Découvrez les huit journalistes cités par Maria Ressa dans son discours au Prix Nobel

18 janv 2022 dans Liberté de la presse
Le signe de la paix avec des bougies

En décembre, deux journalistes ont reçu le prix Nobel de la paix pour la première fois depuis l'avant-guerre. L'un des lauréats était la journaliste philippino-américaine Maria Ressa, dont les reportages critiques sur le président philippin Rodrigo Duterte lui ont valu d'être constamment prise pour cible par son gouvernement et d'être victime de violences en ligne incessantes.

Malheureusement, les défis que Mme Ressa a connus sont de plus en plus courants pour les journalistes. En acceptant le prix Nobel de la paix 2021, Maria Ressa a nommé des confrères et consœurs du monde entier qui, eux-aussi, ont été ciblés pour leurs reportages.

"Je me souviens du démembrement brutal de Jamal Khashoggi, de l'assassinat de Daphne Caruana Galizia à Malte, de Luz Mely Reyes au Venezuela, de Roman Protassevitch en Biélorussie (dont l'avion a été littéralement détourné pour qu'il puisse être arrêté), de Jimmy Lai qui croupit dans une prison de Hong Kong, de Sonny Swe, qui, après être sorti de plus de sept ans de prison, a créé un autre groupe de presse... aujourd'hui contraint de fuir le Myanmar", énumère Mme Ressa dans son discours. "Et dans mon propre pays, Frenchie Mae Cumpio, 23 ans, toujours en prison après presque deux ans, et il y a tout juste 36 heures, la nouvelle que mon ancien collègue, Jess Malabanan, a été abattu."
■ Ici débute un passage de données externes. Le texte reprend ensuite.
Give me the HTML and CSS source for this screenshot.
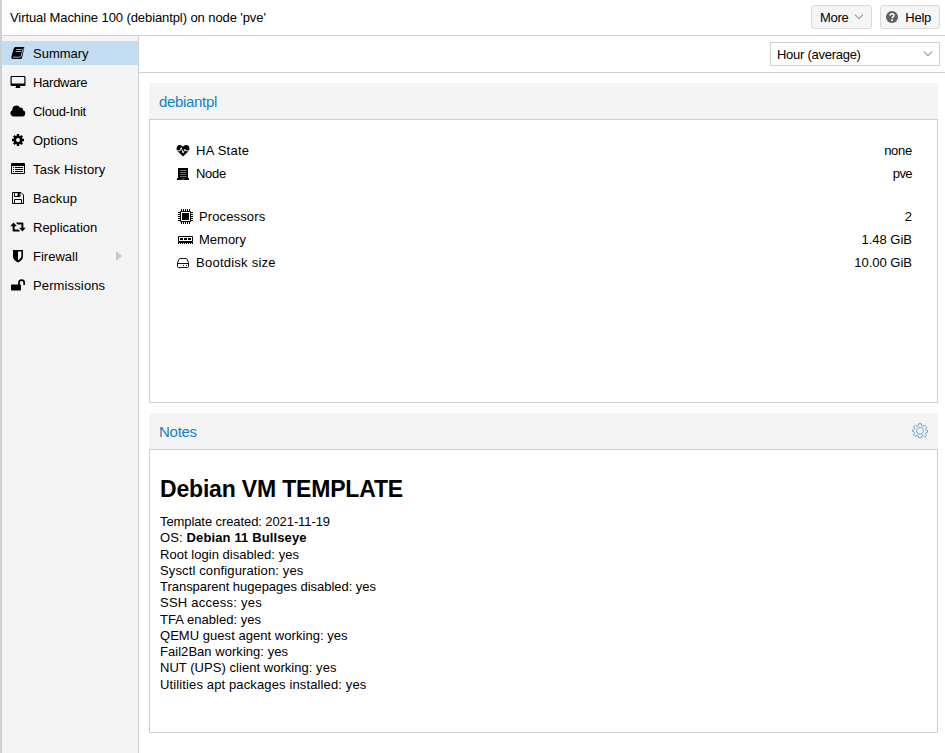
FILE: index.html
```html
<!DOCTYPE html>
<html lang="en">
<head>
<meta charset="utf-8">
<title>Virtual Machine 100</title>
<link rel="stylesheet" href="styles.css">
</head>
<body>
<div class="app">
  <header class="topbar">
    <h1 class="title">Virtual Machine 100 (debiantpl) on node 'pve'</h1>
    <button class="btn btn-more"><span class="tight">More</span> <svg width="10" height="6" viewBox="0 0 10 6"><path class="chev" d="M1 .7l4 4 4-4"/></svg></button>
    <button class="btn btn-help"><svg width="12" height="12" viewBox="0 0 12 12"><circle cx="6" cy="6" r="6" fill="#606060"/><path d="M4 4.6C4.1 2.3 8 2.3 8 4.5 8 6 6.1 5.8 6.1 7.3" fill="none" stroke="#f5f5f5" stroke-width="1.6"/><path d="M5.2 8.2h1.8v1.7H5.2z" fill="#f5f5f5"/></svg><span class="tight">Help</span></button>
  </header>
  <div class="main">
    <nav class="side">
      <a class="item active"><svg class="ico" viewBox="0 0 16 14"><path d="M5.5 1h8.2q.8 0 .6.8L12 11.7q-.3 1.3-1.6 1.3H3Q1 13 1.300 11l2.400-8.500Q4.100 1 5.500 1z"/><path class="cut-blue" d="M6.200 3.500h5.600M5.600 5.500h5.600M3 11.200h7q.8 0 1-.8l2.200-8"/></svg><span>Summary</span></a>
      <a class="item"><svg class="ico" viewBox="0 0 16 14"><path fill-rule="evenodd" d="M1.500 1h13q1 0 1 1v8q0 1-1 1H10v1.200l1 .8H5l1-.8V11H1.500q-1 0-1-1V2q0-1 1-1zM1.700 2v6.500h12.600V2z"/></svg><span class="tight">Hardware</span></a>
      <a class="item"><svg class="ico" viewBox="0 0 16 14"><path d="M3.700 12.500A3.400 3.400 0 0 1 2.400 6 4 4 0 0 1 9.900 3.700 2.200 2.200 0 0 1 12.900 6.200 3.200 3.200 0 0 1 12.500 12.500z"/></svg><span class="tight">Cloud-Init</span></a>
      <a class="item"><svg class="ico" viewBox="0 0 16 14"><circle cx="8" cy="7" r="3.200" fill="none" stroke="#000" stroke-width="2.500"/><path d="M8 1v2.500M8 10.500V13M2 7h2.500M11.500 7H14M3.800 2.800l1.700 1.700M10.500 9.500l1.700 1.700M12.200 2.800l-1.700 1.700M5.500 9.500l-1.700 1.700" stroke="#000" stroke-width="2.400" fill="none"/></svg><span>Options</span></a>
      <a class="item"><svg class="ico" viewBox="0 0 16 14"><path fill-rule="evenodd" d="M2 1h12q1 0 1 1v9q0 1-1 1H2q-1 0-1-1V2q0-1 1-1zM2 4v7h12V4z"/><path d="M3 5h1v1H3zM5 5h8v1H5zM3 7h1v1H3zM5 7h8v1H5zM3 9h1v1H3zM5 9h8v1H5z"/></svg><span class="loose">Task History</span></a>
      <a class="item"><svg class="ico" viewBox="0 0 16 14"><path class="line" d="M2.500 1.500h8.500l2.500 2.500v8.500h-11zM4.500 12V8.500h7V12M4.500 1.500v4h5.500v-4"/><path d="M7.500 2h2v3h-2z"/></svg><span class="loose">Backup</span></a>
      <a class="item"><svg class="ico" viewBox="0 0 16 14"><path d="M3.500 2.500L7 6.200H4.600V9.500H8.500l1.700 2H3.500q-.9 0-.9-.9V6.200H.2zM5.800 2.500h6.700q.9 0 .9.900v4.400h2.400L12.400 11.500 9 7.800h2.400V4.500H7.500z"/></svg><span>Replication</span></a>
      <a class="item"><svg class="ico" viewBox="0 0 16 14"><path fill-rule="evenodd" d="M3 1h10v6.500Q13 11 8 13.400 3 11 3 7.500zM8 2.600v8.900Q11.400 9.500 11.400 7.300V2.600z"/></svg><span>Firewall</span><i class="arrow"></i></a>
      <a class="item"><svg class="ico" viewBox="0 0 16 14"><path d="M1.700 6.500h8.600q.7 0 .7.700v4.600q0 .7-.7.700H1.700q-.7 0-.7-.7V7.200q0-.7.700-.7z"/><path d="M9 7V4.700a2.600 2.600 0 0 1 5.200 0V7" fill="none" stroke="#000" stroke-width="1.700"/></svg><span class="loose">Permissions</span></a>
    </nav>
    <div class="content">
      <div class="toolbar">
        <div class="select"><span class="tight">Hour (average)</span><svg width="10" height="6" viewBox="0 0 10 6"><path class="chev" d="M1 .7l4 4 4-4"/></svg></div>
      </div>
      <div class="panels">
        <section class="panel">
          <div class="phead"><span class="name">debiantpl</span></div>
          <div class="pbody status">
            <div class="row"><svg class="sico" width="14" height="14" viewBox="0 0 14 14"><path d="M7 12.500L1.500 7.200C-.5 5 .8 1 3.700 1 5.300 1 6.200 1.800 7 2.700 7.800 1.800 8.700 1 10.300 1c2.900 0 4.200 4 2.200 6.200z"/><path d="M0 6.800h4l1.200-3.200 1.900 5.400L8.800 5.200l.8 1.600H14" fill="none" stroke="#fff" stroke-width=".9"/></svg><span class="looser">HA State</span><b class="tight">none</b></div>
            <div class="row"><svg class="sico" width="14" height="14" viewBox="0 0 14 14"><path d="M2 1h10v10h1v2H1v-2h1z"/><path d="M4 3.500h6.500M4 5.500h6.500M4 7.500h6.500M4 9.500h6.500M5.500 12h3" stroke="#888" stroke-width=".8"/></svg><span class="tight">Node</span><b class="tighter">pve</b></div>
            <div class="row gap"><svg class="sico wide" width="16" height="16" viewBox="0 0 16 16"><path d="M4 4h7v7H4z"/><path class="line" d="M2.500 2.500h10v10h-10z"/><path class="line" d="M3.500 0v2M5.500 0v2M7.500 0v2M9.500 0v2M11.500 0v2M3.500 13v2M5.500 13v2M7.500 13v2M9.500 13v2M11.500 13v2M0 3.500h2M0 5.500h2M0 7.500h2M0 9.500h2M0 11.500h2M13 3.500h2M13 5.500h2M13 7.500h2M13 9.500h2M13 11.500h2"/></svg><span class="loose">Processors</span><b>2</b></div>
            <div class="row"><svg class="sico wide" width="16" height="16" viewBox="0 0 16 16"><path class="line" d="M.5 4.500h14v5H.5z"/><path d="M2 6h3v2H2zM6 6h3v2H6zM10 6h3v2h-3zM0 10h1v2H0zM2 10h1v2H2zM4 10h1v2H4zM6 10h1v2H6zM8 10h1v2H8zM10 10h1v2h-1zM12 10h1v2h-1zM14 10h1v2h-1zM0 10h15v1H0z"/></svg><span>Memory</span><b>1.48 GiB</b></div>
            <div class="row"><svg class="sico" width="14" height="14" viewBox="0 0 14 14"><path d="M1.500 6.500L3.200 3Q3.400 2.500 4 2.500h6q.6 0 .8.500l1.700 3.500v4q0 1-1 1h-9q-1 0-1-1zM1.500 7.500h11" fill="none" stroke="#111" stroke-width="1"/><path d="M7 9h1v1H7zM10 9h1v1h-1z"/></svg><span class="looser">Bootdisk size</span><b>10.00 GiB</b></div>
          </div>
        </section>
        <section class="panel">
          <div class="phead"><span class="tight">Notes</span><svg class="gear" width="16" height="16" viewBox="0 0 16 16"><path d="M6.700.7h2.600l.4 2 1.300.5 1.700-1.100 1.900 1.900-1.100 1.700.5 1.300 1.500.3v1.900l-1.500.4-.5 1.400 1.100 1.600-1.900 1.800L11 12.300l-1.300.6-.4 2H6.700l-.4-2-1.400-.6-1.600 1.100-1.900-1.800 1.100-1.700L2 8.700.5 8.400V7.100l1.500-.4.500-1.400L1.400 4l1.900-1.900 1.600 1.100 1.400-.5z"/><circle cx="8" cy="7.800" r="3.500"/></svg></div>
          <div class="pbody notes">
            <h2>Debian VM TEMPLATE</h2>
            <p><span class="close">Template created: 2021-11-19</span><br><span class="loose">OS: <strong>Debian 11 Bullseye</strong></span><br>Root login disabled: yes<br><span class="loose">Sysctl configuration: yes</span><br><span class="flat">Transparent hugepages disabled: yes</span><br><span class="looser">SSH access: yes</span><br>TFA enabled: yes<br>QEMU guest agent working: yes<br>Fail2Ban working: yes<br>NUT (UPS) client working: yes<br><span class="loose">Utilities apt packages installed: yes</span></p>
          </div>
        </section>
      </div>
    </div>
  </div>
</div>
</body>
</html>
```
FILE: styles.css
```css
* { box-sizing: border-box; }
body { margin: 0; background: #fff; color: #000; font: 13px/17px "Liberation Sans", Arial, sans-serif; }
.app { height: 753px; border-left: 2px solid #cfcfcf; display: flex; flex-direction: column; overflow: hidden; }
.topbar { height: 36px; flex: none; border-bottom: 1px solid #cfcfcf; display: flex; align-items: center; gap: 8px; padding: 0 5px 1px 8px; }
.title { flex: 1; margin: 0; font-size: 13px; font-weight: normal; letter-spacing: -.09px; }
.tight { letter-spacing: -.27px; }
.tighter { letter-spacing: -.6px; }
.close { letter-spacing: -.09px; }
.flat { letter-spacing: -.03px; }
.loose { letter-spacing: .13px; }
.looser { letter-spacing: .25px; }
.btn { height: 24px; border: 1px solid #d8d8d8; border-radius: 3px; background: #f5f5f5; font: inherit; color: #000; display: flex; align-items: center; justify-content: space-between; }
.btn-more { width: 61px; padding: 0 7px 0 8px; }
.btn-help { width: 60px; padding: 0 8px 0 5px; }
.chev { fill: none; stroke: #999; stroke-width: 1.2; }
.main { flex: 1; display: flex; min-height: 0; }
.side { width: 137px; flex: none; background: #f4f4f4; border-right: 1px solid #cfcfcf; padding-top: 5px; display: flex; flex-direction: column; gap: 5px; }
.item { height: 24px; display: flex; align-items: center; gap: 7px; padding-left: 8px; }
.active { background: #c2dcf1; }
.ico { width: 16px; height: 14px; flex: none; }
.line { fill: none; stroke: #000; stroke-width: 1; }
.cut-blue { fill: none; stroke: #c2dcf1; stroke-width: .8; }
.arrow { margin-left: auto; margin-right: 16px; border: 5px solid transparent; border-left: 6px solid #c8c8c8; border-right: 0; }
.content { flex: 1; display: flex; flex-direction: column; }
.toolbar { height: 37px; border-bottom: 1px solid #cfcfcf; display: flex; justify-content: flex-end; align-items: center; padding: 0 5px 0 0; }
.select { width: 170px; height: 24px; border: 1px solid #cfcfcf; display: flex; align-items: center; justify-content: space-between; padding: 0 6px; }
.select svg { margin-bottom: 1px; }
.panels { padding: 10px 7px 0 10px; display: flex; flex-direction: column; gap: 10px; }
.panel { height: 320px; display: flex; flex-direction: column; }
.phead { height: 36px; flex: none; background: #f4f4f4; color: #157fcc; font-size: 15px; line-height: 20px; padding: 1px 10px 0; display: flex; align-items: center; justify-content: space-between; }
.name { letter-spacing: -.33px; }
.gear { fill: none; stroke: #69a8dc; stroke-width: 1; margin-bottom: 2px; }
.pbody { flex: 1; border: 1px solid #cfcfcf; }
.status { padding: 19px 25px 0 26px; }
.row { height: 23px; display: flex; align-items: center; }
.row b { margin-left: auto; font-weight: normal; }
.sico { margin-right: 6px; }
.wide { margin: 0 4px 0 2px; }
.row .wide + span { margin-left: 1px; }
.gap { margin-top: 20px; }
.notes { padding: 25px 10px; line-height: 16.25px; }
.notes h2 { margin: 0 0 11px; font-size: 23px; line-height: 28px; letter-spacing: -.18px; }
.notes p { margin: 0; letter-spacing: .04px; }
```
Pour la journaliste vénézuélienne Luz Mely Reyes, l'importance d'être citée par Ressa ne peut être sous-estimée.

"En nous citant, Maria n’a pas seulement fait connaître nos noms, mais elle a aussi braqué les projecteurs sur le journalisme vénézuélien, et sur les menaces et les attaques que l'exercice de notre profession génère", souligne Mme Reyes à IJNet. "Au Venezuela, des journalistes ont dû s’exiler pour avoir fait leur travail, des journalistes ont été poursuivis et d’autres se sont retrouvés au chômage à cause des attaques contre leurs médias."

Découvrez les huit journalistes nommés par Mme Ressa dans son discours de prix Nobel de la paix.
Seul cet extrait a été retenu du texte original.